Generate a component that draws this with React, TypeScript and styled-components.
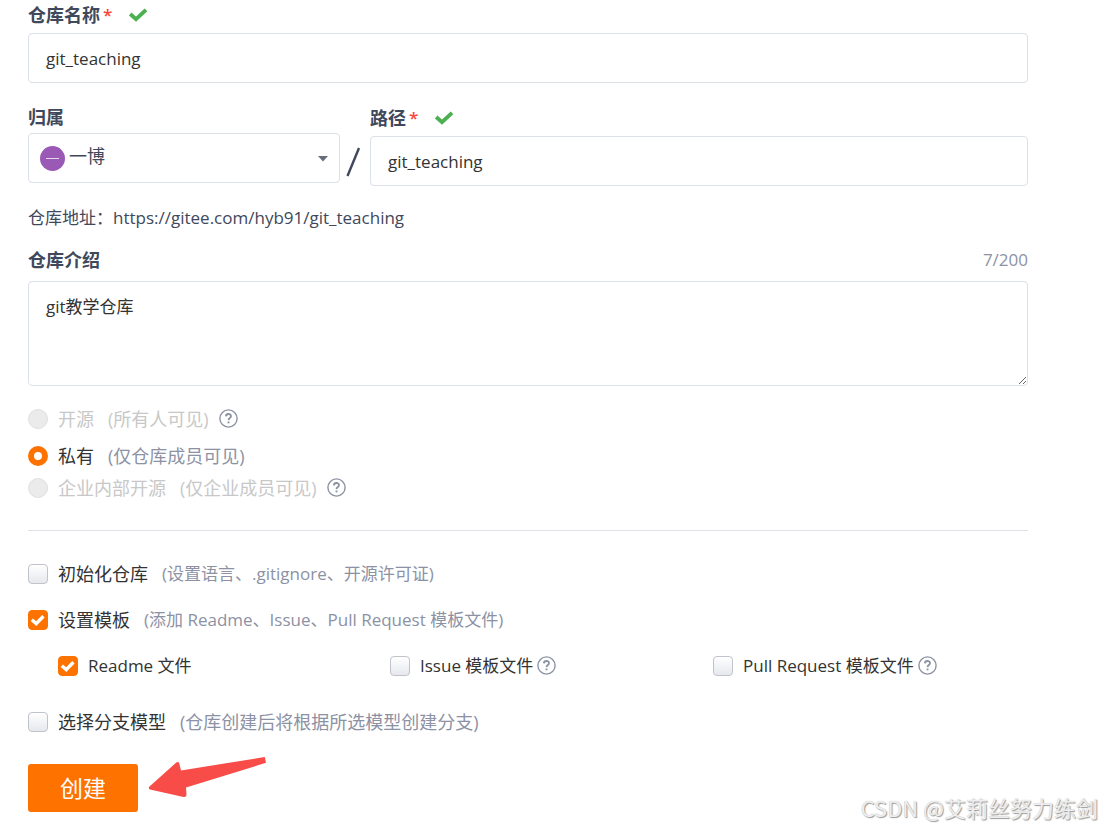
import React from "react";
import styled, { createGlobalStyle, css } from "styled-components";

const INK = "#40485b";
const MUTED = "#8c92a4";
const ORANGE = "#fe7300";

const GlobalStyle = createGlobalStyle`
  *, *::before, *::after { box-sizing: border-box; }
  body {
    margin: 0;
    background: #fff;
    color: #333;
    font-family: "Open Sans", "Noto Sans CJK SC", sans-serif;
    font-size: 17px;
    font-weight: 400;
    line-height: 24px;
  }
  input, select, textarea, button { font: inherit; margin: 0; }
`;

const Form = styled.form`
  padding: 3px 73px 16px 28px;
`;

const Label = styled.label<{ $tall?: boolean }>`
  display: flex;
  align-items: center;
  width: max-content;
  height: ${(p) => (p.$tall ? 25 : 24)}px;
  color: ${INK};
  font-size: 18px;
  font-weight: 700;
`;

const Star = styled.span`
  margin-left: 3px;
  color: #f5473b;
  font-size: 17px;
  font-weight: 600;
`;

const CheckIcon = styled.svg`
  width: 20px;
  height: 14px;
  margin-left: 16px;
`;

const fieldBox = css`
  display: block;
  width: 100%;
  border: 1px solid #dce0e8;
  border-radius: 4px;
  background: #fff;
  color: #333;
  outline: none;
`;

const TextInput = styled.input`
  ${fieldBox}
  height: 50px;
  margin-top: 6px;
  padding: 1px 17px 0;
`;

const TextArea = styled.textarea`
  ${fieldBox}
  height: 105px;
  margin-top: 9px;
  padding: 13px 17px;
  resize: both;
`;

const PathRow = styled.div`
  display: grid;
  grid-template-columns: 312px 30px 1fr;
  margin-top: 22px;
`;

const SelectBox = styled.div`
  position: relative;
  margin-top: 4px;
`;

const Select = styled.select`
  ${fieldBox}
  height: 50px;
  padding: 0 30px 4px 40px;
  appearance: none;
  color: ${INK};
  font-size: 18px;
`;

const Avatar = styled.svg`
  position: absolute;
  left: 12px;
  top: 13px;
  width: 25px;
  height: 25px;
  pointer-events: none;
`;

const Caret = styled.svg`
  position: absolute;
  right: 12px;
  top: 23px;
  width: 10px;
  height: 6px;
  pointer-events: none;
`;

const Slash = styled.svg`
  width: 14px;
  height: 30px;
  margin: 42px 0 0 6px;
`;

const Address = styled.p`
  margin: 20px 0 0;
  color: ${INK};
`;

const LabelRow = styled.div`
  display: flex;
  justify-content: space-between;
  margin-top: 18px;
`;

const Counter = styled.span`
  color: ${MUTED};
`;

const Option = styled.div<{ $gap?: number }>`
  display: flex;
  align-items: center;
  height: 24px;
  margin-top: ${(p) => p.$gap ?? 0}px;
`;

const OptionLabel = styled.label<{ $disabled?: boolean; $mixed?: boolean }>`
  display: flex;
  align-items: center;
  color: ${(p) => (p.$disabled ? "#c8c8c8" : "#333")};
  font-size: ${(p) => (p.$mixed ? 17 : 18)}px;
  white-space: pre;
`;

const Hint = styled.span<{ $disabled?: boolean; $mixed?: boolean }>`
  margin-left: 14px;
  color: ${(p) => (p.$disabled ? "#c8c8c8" : MUTED)};
  font-size: ${(p) => (p.$mixed ? 17 : 18)}px;
`;

const Radio = styled.input`
  appearance: none;
  width: 20px;
  height: 20px;
  margin-right: 10px;
  border: 1px solid #e0e0e0;
  border-radius: 50%;
  background: #ebebeb;
  &:checked {
    border: 6px solid ${ORANGE};
    background: #fff;
  }
`;

const Tick = styled.input`
  appearance: none;
  width: 20px;
  height: 20px;
  margin-right: 10px;
  border: 1px solid #c0c3cb;
  border-radius: 4px;
  background: linear-gradient(#fff, #e6e8ed);
  &:checked {
    border-color: ${ORANGE};
    background: ${ORANGE};
  }
`;

const TickBox = styled.span`
  position: relative;
  display: flex;
`;

const TickMark = styled.svg`
  position: absolute;
  left: 0;
  top: 0;
  width: 20px;
  height: 20px;
  pointer-events: none;
`;

const HelpIcon = styled.svg<{ $gap: number }>`
  width: 19px;
  height: 19px;
  margin: 0 0 2px ${(p) => p.$gap}px;
`;

const Divider = styled.hr`
  height: 1px;
  margin: 30px 0 31px;
  border: 0;
  background: #dfe1e6;
`;

const Templates = styled.div`
  display: grid;
  grid-template-columns: 332fr 323fr 315fr;
  margin: 22px 0 32px;
  padding-left: 30px;
`;

const Actions = styled.div`
  display: flex;
  align-items: center;
  gap: 10px;
  margin-top: 30px;
`;

const Submit = styled.button`
  width: 110px;
  height: 48px;
  padding: 0;
  border: 0;
  border-radius: 3px;
  background: ${ORANGE};
  color: #fff;
  font-size: 23px;
`;

const Arrow = styled.svg`
  width: 120px;
  height: 48px;
  overflow: visible;
`;

const Watermark = styled.div`
  position: absolute;
  right: 3px;
  top: 792px;
  color: #eee;
  font-family: "Noto Sans CJK SC", sans-serif;
  font-size: 22px;
  line-height: 30px;
  text-shadow: 1px 1px 1px #999, 0 0 1px #bbb;
  white-space: nowrap;
`;

const Check = () => (
  <CheckIcon viewBox="0 0 20 14" aria-hidden="true">
    <path d="M2.2 6 L8 11.2 L18 1.8" fill="none" stroke="#4bb050" strokeWidth="3.8" />
  </CheckIcon>
);

const Help = ({ gap }: { gap: number }) => (
  <HelpIcon $gap={gap} viewBox="0 0 19 19" fill="none" stroke={MUTED} aria-hidden="true">
    <circle cx="9.5" cy="9.5" r="8.6" strokeWidth="1.4" />
    <path d="M6.9 7.4 C7 4.2 12 4.3 12 7.2 C12 9 9.6 9.1 9.5 11.1" strokeWidth="1.8" />
    <path d="M9.5 12.5 V14.3" strokeWidth="1.9" />
  </HelpIcon>
);

const Visibility = ({ id, name, hint, gap, disabled, help }: {
  id: string; name: string; hint: string; gap: number; disabled?: boolean; help?: boolean;
}) => (
  <Option $gap={gap}>
    <Radio type="radio" name="visibility" id={id} disabled={disabled} defaultChecked={!disabled} />
    <OptionLabel htmlFor={id} $disabled={disabled}>
      {name}
      <Hint $disabled={disabled}>{hint}</Hint>
    </OptionLabel>
    {help && <Help gap={10} />}
  </Option>
);

const hasLatin = (text: string) => /[a-z]/i.test(text);

const CheckOption = ({ id, name, hint, gap, checked, help }: {
  id: string; name: string; hint?: string; gap?: number; checked?: boolean; help?: boolean;
}) => (
  <Option $gap={gap}>
    <TickBox>
      <Tick type="checkbox" id={id} defaultChecked={checked} />
      {checked && (
        <TickMark viewBox="0 0 20 20" aria-hidden="true">
          <path d="M3.8 9.8 L8.2 13.6 L15.4 6.2" fill="none" stroke="#fff" strokeWidth="3.4" />
        </TickMark>
      )}
    </TickBox>
    <OptionLabel htmlFor={id} $mixed={hasLatin(name)}>
      {name}
      {hint && <Hint $mixed={hasLatin(hint)}>{hint}</Hint>}
    </OptionLabel>
    {help && <Help gap={4} />}
  </Option>
);

export default function App() {
  return (
    <>
      <GlobalStyle />
      <Form onSubmit={(e) => e.preventDefault()}>
        <Label htmlFor="name">仓库名称<Star>*</Star><Check /></Label>
        <TextInput id="name" defaultValue="git_teaching" />

        <PathRow>
          <div>
            <Label htmlFor="owner">归属</Label>
            <SelectBox>
              <Select id="owner"><option>一博</option></Select>
              <Avatar viewBox="0 0 25 25" aria-hidden="true">
                <circle cx="12.5" cy="12.5" r="12.5" fill="#9b59b6" />
                <path d="M6 12.5 H19" stroke="#e6d5ed" />
              </Avatar>
              <Caret viewBox="0 0 10 6" aria-hidden="true">
                <path d="M0 0 H10 L5 5.5 Z" fill="#666d7c" />
              </Caret>
            </SelectBox>
          </div>
          <Slash viewBox="0 0 14 30" aria-hidden="true">
            <path d="M1.5 29 L13 1" stroke={INK} strokeWidth="2.4" />
          </Slash>
          <div>
            <Label htmlFor="path" $tall>路径<Star>*</Star><Check /></Label>
            <TextInput id="path" defaultValue="git_teaching" />
          </div>
        </PathRow>

        <Address>仓库地址：https://gitee.com/hyb91/git_teaching</Address>

        <LabelRow>
          <Label htmlFor="intro">仓库介绍</Label>
          <Counter>7/200</Counter>
        </LabelRow>
        <TextArea id="intro" defaultValue="git教学仓库" />

        <Visibility id="public" name="开源" hint="(所有人可见)" gap={21} disabled help />
        <Visibility id="private" name="私有" hint="(仅仓库成员可见)" gap={13} />
        <Visibility id="internal" name="企业内部开源" hint="(仅企业成员可见)" gap={8} disabled help />

        <Divider />

        <CheckOption id="init" name="初始化仓库" hint="(设置语言、.gitignore、开源许可证)" />
        <CheckOption id="template" name="设置模板" hint="(添加 Readme、Issue、Pull Request 模板文件)" gap={22} checked />
        <Templates>
          <CheckOption id="readme" name="Readme 文件" checked />
          <CheckOption id="issue" name="Issue 模板文件" help />
          <CheckOption id="pull" name="Pull Request 模板文件" help />
        </Templates>
        <CheckOption id="branch" name="选择分支模型" hint="(仓库创建后将根据所选模型创建分支)" />

        <Actions>
          <Submit type="submit">创建</Submit>
          <Arrow viewBox="148 764 120 48" aria-hidden="true">
            <path
              d="M149.5 786.5 L176 762.8 Q178.5 761 179.3 763.5 L181 770.5 L264.8 757 L266 762.8 L186 787.5 L186.5 794.5 Q186.5 797.5 183.5 797 L150 789.5 Q147.8 788.5 149.5 786.5 Z"
              fill="#f84c48"
            />
          </Arrow>
        </Actions>
      </Form>
      <Watermark>CSDN @艾莉丝努力练剑</Watermark>
    </>
  );
}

----

In the listing above, how many lines hold the word "components"? Give the number and nothing more.

2